Since a message encrypted with a key cannot be decrypted by another key, symmetric cryptography provides authenticated access to the data as long as the keys are kept secret between sender and receiver. Secure exchange of keys is a drawback of symmetric cryptography.
Symmetric cryptography algorithms are faster than asymmetric cryptography algorithms and they work even faster when they are directly implemented on hardware.
Symmetric cryptography algorithms – DES, RC2, RC4, Triple DES, AES, IDEA, BlowFish, PGP, SAFER, SkipJack, Vernam cipher and SEAL
Block ciphers are symmetric ciphers which break plain text into fixed length blocks and encipher the blocks. The cipher text is of same length as that of the block. The entire block of cipher text needs to be received in order to decrypt it. Different techniques such as Electronic Codebook (ECB), Cipher Block Chaining (CBC) and Output Feedback (OFB) are used. ECB encrypts all blocks of plain text with the same key and hence is not recommended. In CBC, each plain text block is XORed with the previous cipher text block before encryption. Multiple rounds of encryption are performed in iterated block ciphers.

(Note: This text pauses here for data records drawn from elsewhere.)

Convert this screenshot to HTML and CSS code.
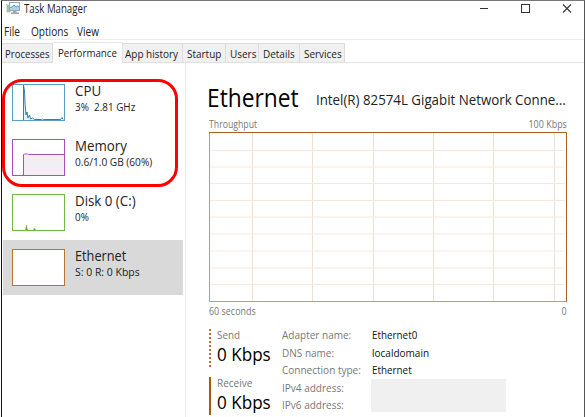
FILE: index.html
```html
<!DOCTYPE html>
<html lang="en">
<head>
<meta charset="utf-8">
<title>Task Manager</title>
<link rel="stylesheet" href="styles.css">
</head>
<body>
<div class="window">
  <header class="titlebar">
    <svg class="app-icon" width="15" height="14" viewBox="0 0 15 14"><path d="M.5 3v1.500M1 4h3v7H1z" fill="#9fc79f" stroke="#a3b5a3" stroke-width=".7"/><rect x="3.500" y="1.500" width="10" height="8" fill="#f2fafd" stroke="#a0a6aa"/><path d="M4 7l2-1 2-2 2 2 1.500-1L13 6v3H4z" fill="#a5d8ef"/><path d="M4 6.500l2-.5 2-2 2 2 1.500-1L13 6" fill="none" stroke="#4c9dc5"/><path d="M7 10h3.500v1.500H13V13H5v-1.500h2z" fill="#a2a7aa"/></svg>
    <h1 class="title"><span class="t s-title">Task Manager</span></h1>
    <svg class="controls" width="95" height="12" viewBox="0 0 95 12"><path d="M0 5.500h8" stroke="#333"/><rect x="41.500" y="1.500" width="8" height="8" fill="none" stroke="#333"/><path d="M83 1.500l8 8M91 1.500l-8 8" stroke="#333" stroke-width="1.100"/></svg>
  </header>
  <nav class="menu">
    <span class="m-file"><span class="t">File</span></span><span class="m-options"><span class="t">Options</span></span><span><span class="t">View</span></span>
  </nav>
  <nav class="tabs">
    <div class="tab w-proc"><span class="t s-proc">Processes</span></div>
    <div class="tab active w-perf"><span class="t s-perf">Performance</span></div>
    <div class="tab w-hist"><span class="t s-tab">App history</span></div>
    <div class="tab w-start"><span class="t s-tab">Startup</span></div>
    <div class="tab w-users"><span class="t s-tab">Users</span></div>
    <div class="tab w-det"><span class="t s-tab">Details</span></div>
    <div class="tab w-serv"><span class="t s-tab">Services</span></div>
  </nav>
  <main class="content">
    <aside class="sidebar">
      <div class="item">
        <svg class="thumb" width="53" height="37" viewBox="0 0 53 37"><rect x=".5" y=".5" width="52" height="36" fill="none" stroke="#5b9fc4"/><path d="M11.500 36V1l2 28 1 4 1-3 2 4 2 1 3 0v1z" fill="#e7f3fa"/><path d="M11.500 36V1l1 6 .5 12 1 12 1-3 1 6 1.500-3 1 4 2-1 2 1.500h7l1-.5 1 .5h17l1.500-2 1 2" fill="none" stroke="#2a83b2"/></svg>
        <div class="info"><div class="name"><span class="t s-name">CPU</span></div><div class="stat"><span class="t s-cpustat">3%&nbsp; 2.81 GHz</span></div></div>
      </div>
      <div class="item">
        <svg class="thumb" width="53" height="37" viewBox="0 0 53 37"><path d="M11.500 36V15.500h3l1 .5h37v20z" fill="#f2eef4"/><path d="M10.500 36h1V15.500l1-.5h3l1 .5h36" fill="none" stroke="#a850ba"/><rect x=".5" y=".5" width="52" height="36" fill="none" stroke="#a850ba"/></svg>
        <div class="info"><div class="name"><span class="t s-name">Memory</span></div><div class="stat"><span class="t s-memstat">0.6/1.0 GB (60%)</span></div></div>
      </div>
      <div class="item">
        <svg class="thumb" width="53" height="37" viewBox="0 0 53 37"><path d="M13.500 36l1-5 1 5zM21.500 36l1-2 1 2z" fill="#62b030" stroke="#62b030" stroke-width=".5"/><rect x=".5" y=".5" width="52" height="36" fill="none" stroke="#72b844"/></svg>
        <div class="info"><div class="name"><span class="t s-name">Disk 0 (C:)</span></div><div class="stat"><span class="t s-cpustat">0%</span></div></div>
      </div>
      <div class="item selected">
        <svg class="thumb" width="53" height="37" viewBox="0 0 53 37"><rect x=".5" y=".5" width="52" height="36" fill="#fff" stroke="#b87332"/></svg>
        <div class="info"><div class="name"><span class="t s-eth">Ethernet</span></div><div class="stat"><span class="t s-name">S: 0 R: 0 Kbps</span></div></div>
      </div>
      <div class="highlight"></div>
    </aside>
    <section class="detail">
      <div class="heading"><h2><span class="t s-h2">Ethernet</span></h2><p><span class="t s-adapter">Intel(R) 82574L Gigabit Network Conne...</span></p></div>
      <div class="axis top"><span class="t s-through">Throughput</span><span class="t end s-small">100 Kbps</span></div>
      <svg class="chart" width="358" height="170" viewBox="0 0 358 170"><path d="M43.500 1v168M103.500 1v168M164.500 1v168M224.500 1v168M284.500 1v168M345.500 1v168" stroke="#efe0d5"/><path d="M1 18.500h355M1 35h355M1 51.500h355M1 68.500h355M1 85h355M1 102h355M1 119h355M1 136h355M1 152.500h355" stroke="#f7e9de"/><path d="M.5 0v169.500H357" fill="none" stroke="#cf9762"/><path d="M0 .5h357.500V170" fill="none" stroke="#ad611e"/></svg>
      <div class="axis bottom"><span class="t s-small">60 seconds</span><span class="t end s-small">0</span></div>
      <div class="stats">
        <div class="rates">
          <div class="rate send"><div class="label"><span class="t s-small">Send</span></div><div class="value"><span class="t s-value">0 Kbps</span></div></div>
          <div class="rate receive"><div class="label"><span class="t s-prop">Receive</span></div><div class="value"><span class="t s-value">0 Kbps</span></div></div>
        </div>
        <div class="labels">
          <div><span class="t s-prop">Adapter name:</span></div><div><span class="t s-prop">DNS name:</span></div><div><span class="t s-prop">Connection type:</span></div><div><span class="t s-prop">IPv4 address:</span></div><div><span class="t s-prop">IPv6 address:</span></div>
        </div>
        <div class="values">
          <div><span class="t s-small">Ethernet0</span></div><div><span class="t s-prop">localdomain</span></div><div><span class="t s-small">Ethernet</span></div>
          <div class="redacted"></div>
        </div>
      </div>
    </section>
  </main>
</div>
</body>
</html>
```
FILE: styles.css
```css
* { box-sizing: border-box; }
body { margin: 0; background: #fff; overflow: hidden; font-family: "Open Sans", "Noto Sans", sans-serif; color: #222; }
h1, h2, p { margin: 0; font-weight: 400; }
svg { display: block; flex: none; }
.window { width: 584px; height: 417px; margin-left: 1px; border-top: 1px solid #777; border-left: 1px solid #111; border-right: 1px solid #555; overflow: hidden; }
.t { display: inline-block; white-space: nowrap; transform: scaleX(.84); transform-origin: left center; }
.t.end { transform-origin: right center; }
.s-title { transform: scaleX(.805); }
.s-proc, .s-through { transform: scaleX(.87); }
.s-perf { transform: scaleX(.885); }
.s-tab { transform: scaleX(.905); }
.s-name { transform: scaleX(.95); }
.s-cpustat { transform: scaleX(.9); }
.s-memstat { transform: scaleX(.92); }
.s-eth { transform: scaleX(.91); }
.s-h2 { transform: scaleX(.91); }
.s-adapter { transform: scaleX(.95); }
.s-small { transform: scaleX(.895); }
.s-value { transform: scaleX(.95); }
.s-prop { transform: scaleX(.91); }

.titlebar { height: 20px; display: flex; align-items: flex-start; padding: 0 0 0 4px; }
.title { font-size: 12px; line-height: 15px; width: 459px; padding-left: 3px; }
.controls { margin-top: 2px; }
.menu { height: 19px; display: flex; padding-left: 2px; font-size: 12px; line-height: 21px; border-bottom: 1px solid #ededed; }
.m-file { width: 27px; }
.m-options { width: 46px; }
.tabs { height: 23px; display: flex; align-items: flex-end; font-size: 11px; border-bottom: 1px solid #e0e0e0; }
.tab { height: 19px; line-height: 20px; padding-left: 3px; background: #f0f0f0; border: solid #dcdcdc; border-width: 1px 1px 0 0; color: #222; }
.tab.active { height: 21px; margin-bottom: -1px; padding-left: 5px; background: #fff; border-color: #e5e5e5; }
.w-proc { width: 51px; }
.w-perf { width: 70px; }
.w-hist { width: 60px; padding-left: 2px; }
.w-start { width: 43px; padding-left: 4px; }
.w-users { width: 33px; padding-left: 4px; }
.w-det { width: 41px; padding-left: 4px; }
.w-serv { width: 45px; padding-left: 4px; }

.content { display: flex; height: 354px; }
.sidebar { position: relative; width: 184px; padding: 12px 2px 0 1px; border-right: 1px solid #e8e8e8; }
.item { display: flex; height: 55px; padding: 8px 0 0 9px; }
.selected { background: #d9d9d9; }
.thumb { margin-top: 1px; }
.info { padding-left: 10px; margin-top: -1px; }
.name { font-size: 14px; line-height: 17px; }
.stat { font-size: 11px; line-height: 16px; }
.highlight { position: absolute; left: 0; top: 16px; width: 176px; height: 108px; border: 3px solid #f00; border-radius: 20px; }

.detail { padding: 16px 0 0 23px; }
.heading { display: flex; height: 37px; color: #000; }
.heading h2 { width: 108px; font-size: 25px; line-height: 36px; margin-left: -2px; }
.heading p { font-size: 14px; line-height: 42px; padding-left: 1px; color: #222; }
.axis { display: flex; justify-content: space-between; width: 358px; font-size: 10px; color: #777; }
.top { height: 16px; line-height: 16px; }
.bottom { height: 27px; line-height: 19px; }
.stats { display: flex; }
.rates { width: 73px; }
.rate { height: 38px; margin-bottom: 10px; padding-left: 6px; border-left: 2px solid #a65a16; }
.send { border-left: 2px dotted #d2642a; }
.label { font-size: 11px; line-height: 11px; color: #777; }
.value { font-size: 18px; line-height: 29px; color: #000; }
.labels { width: 90px; font-size: 11px; line-height: 17.6px; color: #777; margin-top: -3px; }
.values { font-size: 11px; line-height: 17.6px; color: #111; margin-top: -3px; }
.redacted { width: 135px; height: 33px; margin-left: -1px; background: #f0f0f0; }
```
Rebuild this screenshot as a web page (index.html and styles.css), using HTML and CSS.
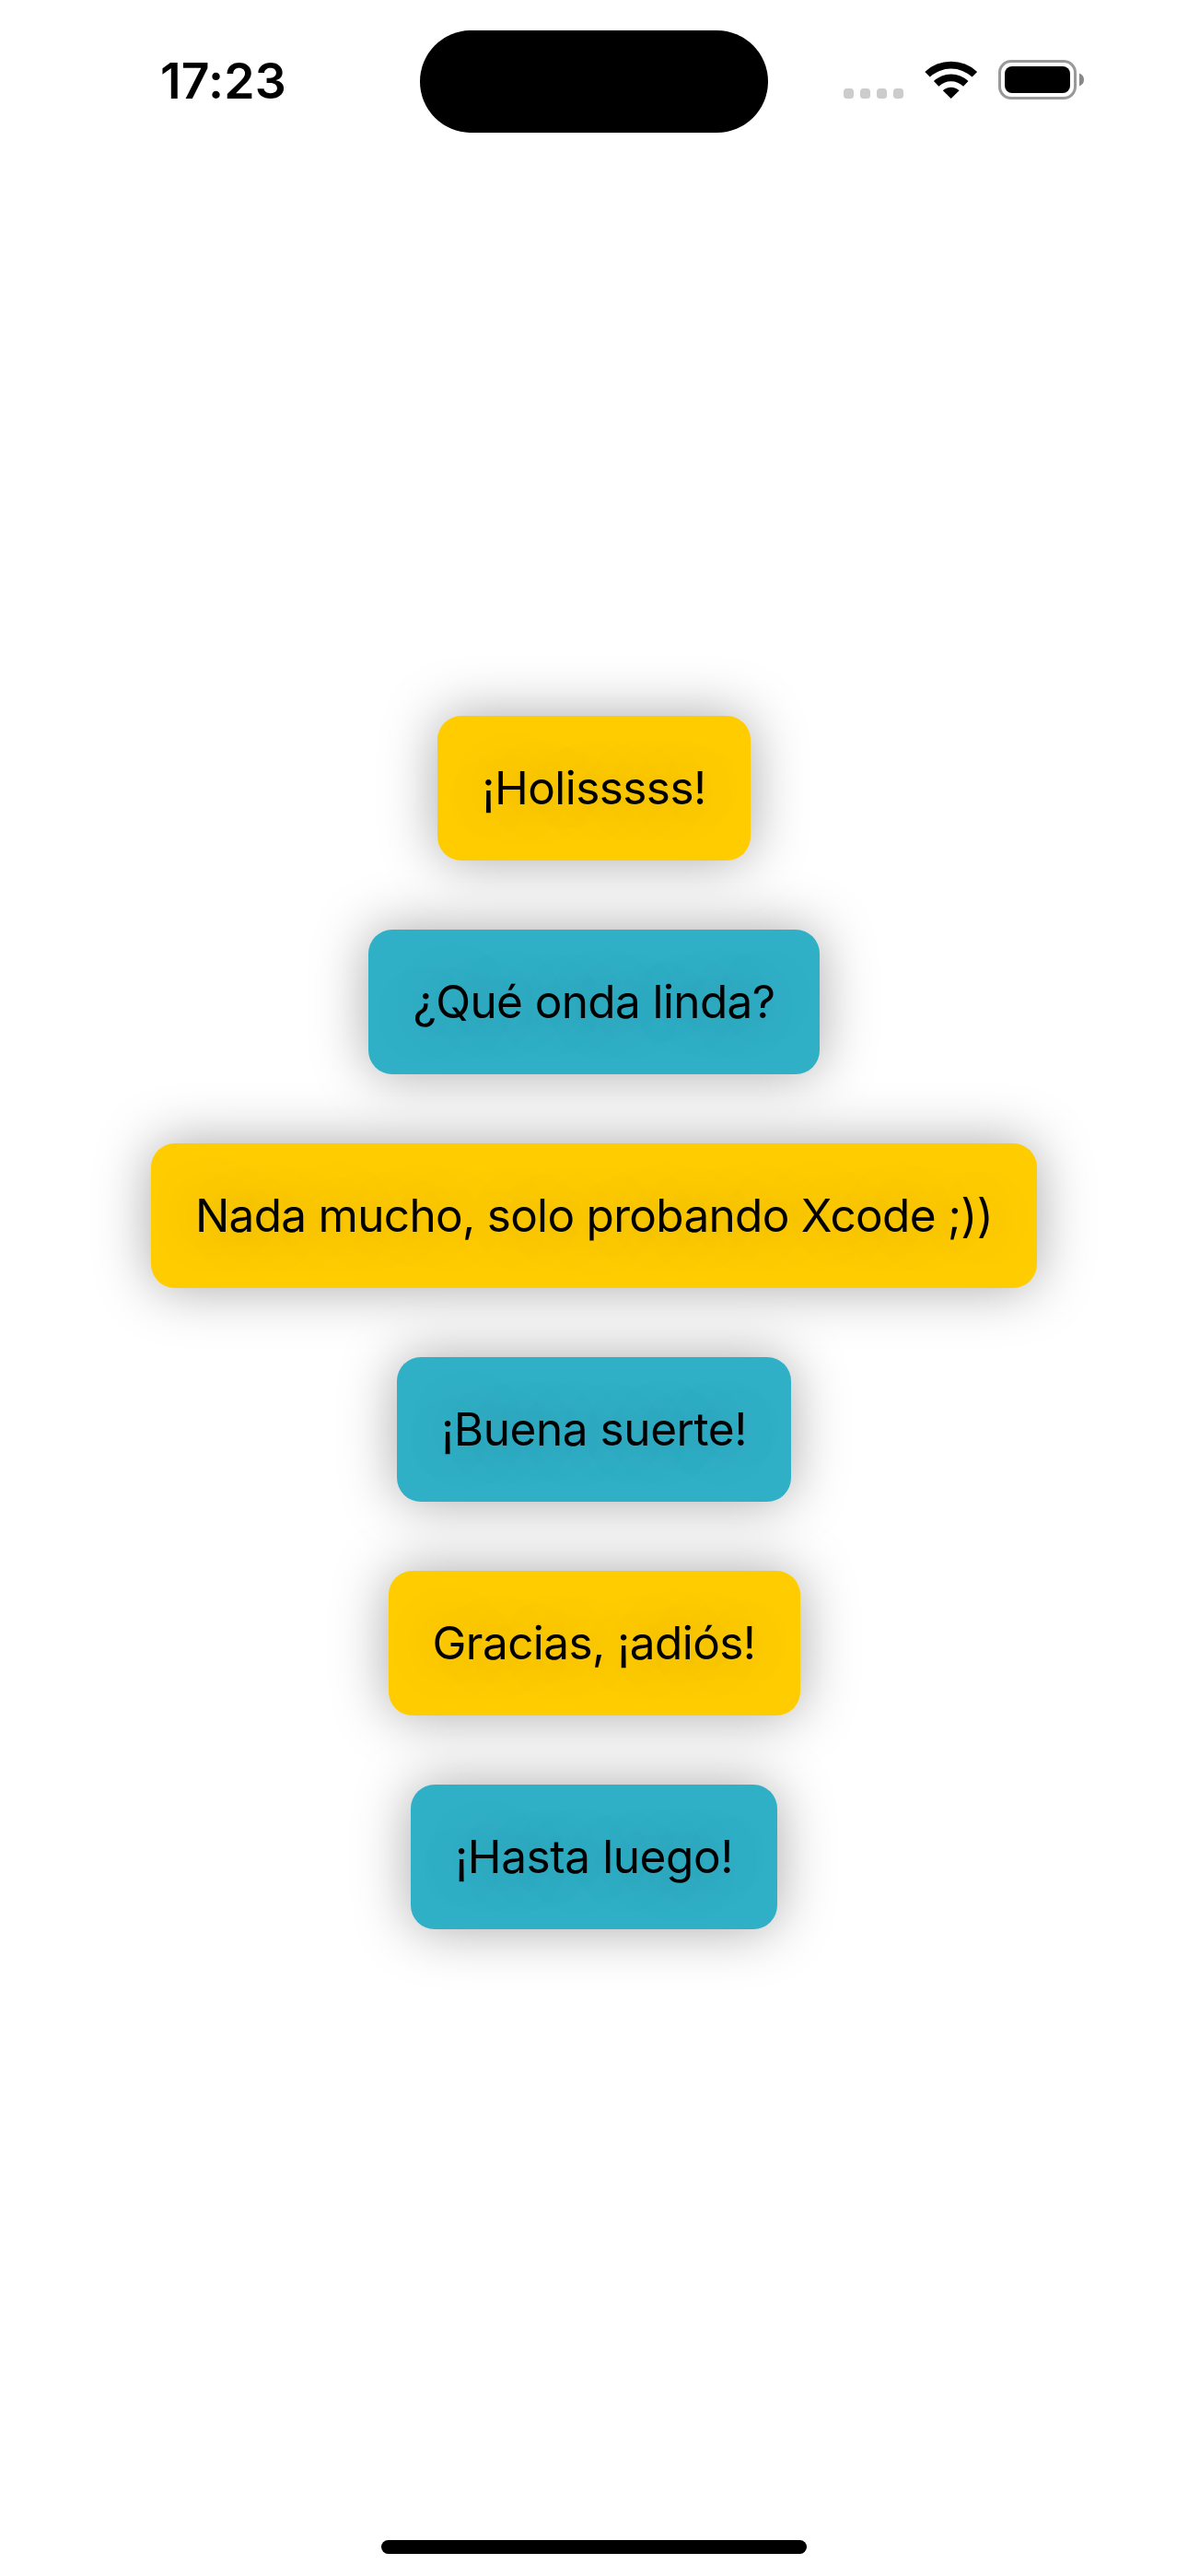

Stream ciphers encrypt small group of plain text bits by XORing them with a same-length sequence of bits called as keystream.
Data Encryption Standard (DES)
This iterated block cipher based on Fiestel technique was invented by IBM in 1976. It uses 56-bit key with additional 8 parity bits. DES with CBC is widely used in legacy applications for securing financial data. There are 4 weak keys in DES and 12 semi-weak keys. The weak keys are excluded. DES is also used in Automated Teller Machines (ATM). However, it is vulnerable to brute force attacks, due to its short key, in which all the possible key combinations are tried for invasion.
DES should not be used anymore since it is considered as no longer secure. Instead use of a variant of DES called Triple DES or Advanced Encryption Standard (AES) should be preferred.
This provides more security than DES by applying DES three times using three different keys. The key length is 3 x 56 = 128 bits. The possible key combinations of 2128 make brute-force attacks virtually impossible.
Triple DES with 2 keys
This algorithm applies DES encryption three times by using two keys. The encryption is done by first, followed by second and again by first key. The key length is 2 x 56 = 112 bits.
Asymmetric cryptography also called as public key cryptography uses a pair of keys – public key and private key. A message encrypted by a public key can be decrypted only by using the matching private key. A message encrypted by a private key can be decrypted by using the matching public key.
Asymmetric cryptography is more secure than symmetric cryptography as only the public key is transferred but the private key is never transferred. However, it is very slow in comparison with symmetric cryptography as it requires more processing for encryption and decryption.
Public keys in asymmetric cryptography are distributed as a part of Digital Certificate. Along with the public key, it contains information about the user, user’s e-mail address, country, name of server, name of organization to which the user belongs and organization that issued the certificate.
Encrypting large files
Symmetric cryptography is suitable for encrypting large chunks of data such as large files. A hybrid approach of both symmetric and asymmetric cryptography is used for sending large encrypted files over a network where the file is encrypted using secret key (AES, 3DES etc.) and the secret key is encrypted using asymmetric cryptography (RSA). Thus both enciphered file and enciphered secret key is sent to the recipient.
Using RSA alone will not work as it can only encipher the bits same as the key length. To encrypt large files you’ll need to break them into multiple parts and encrypt each part, which is not a good idea as multiple packets enciphered with same key can be attacked.
Transport Layer Security (TLS) protocol
Transport Layer Security (TLS) protocol which is a successor of Server Socket Layer (SSL) and used for communication by client-server applications uses symmetric cryptography. This protocol is itself composed of two protocols – TLS Record protocol and TLS Handshake protocol. The TLS Record protocol is layered on top of reliable transport protocol such as TCP and provides a private and reliable connection. For each connection of TLS Record protocol a unique secret key is generated and negotiated with the receiver by TLS Handshake protocol. The TLS Record protocol can also be used without encryption.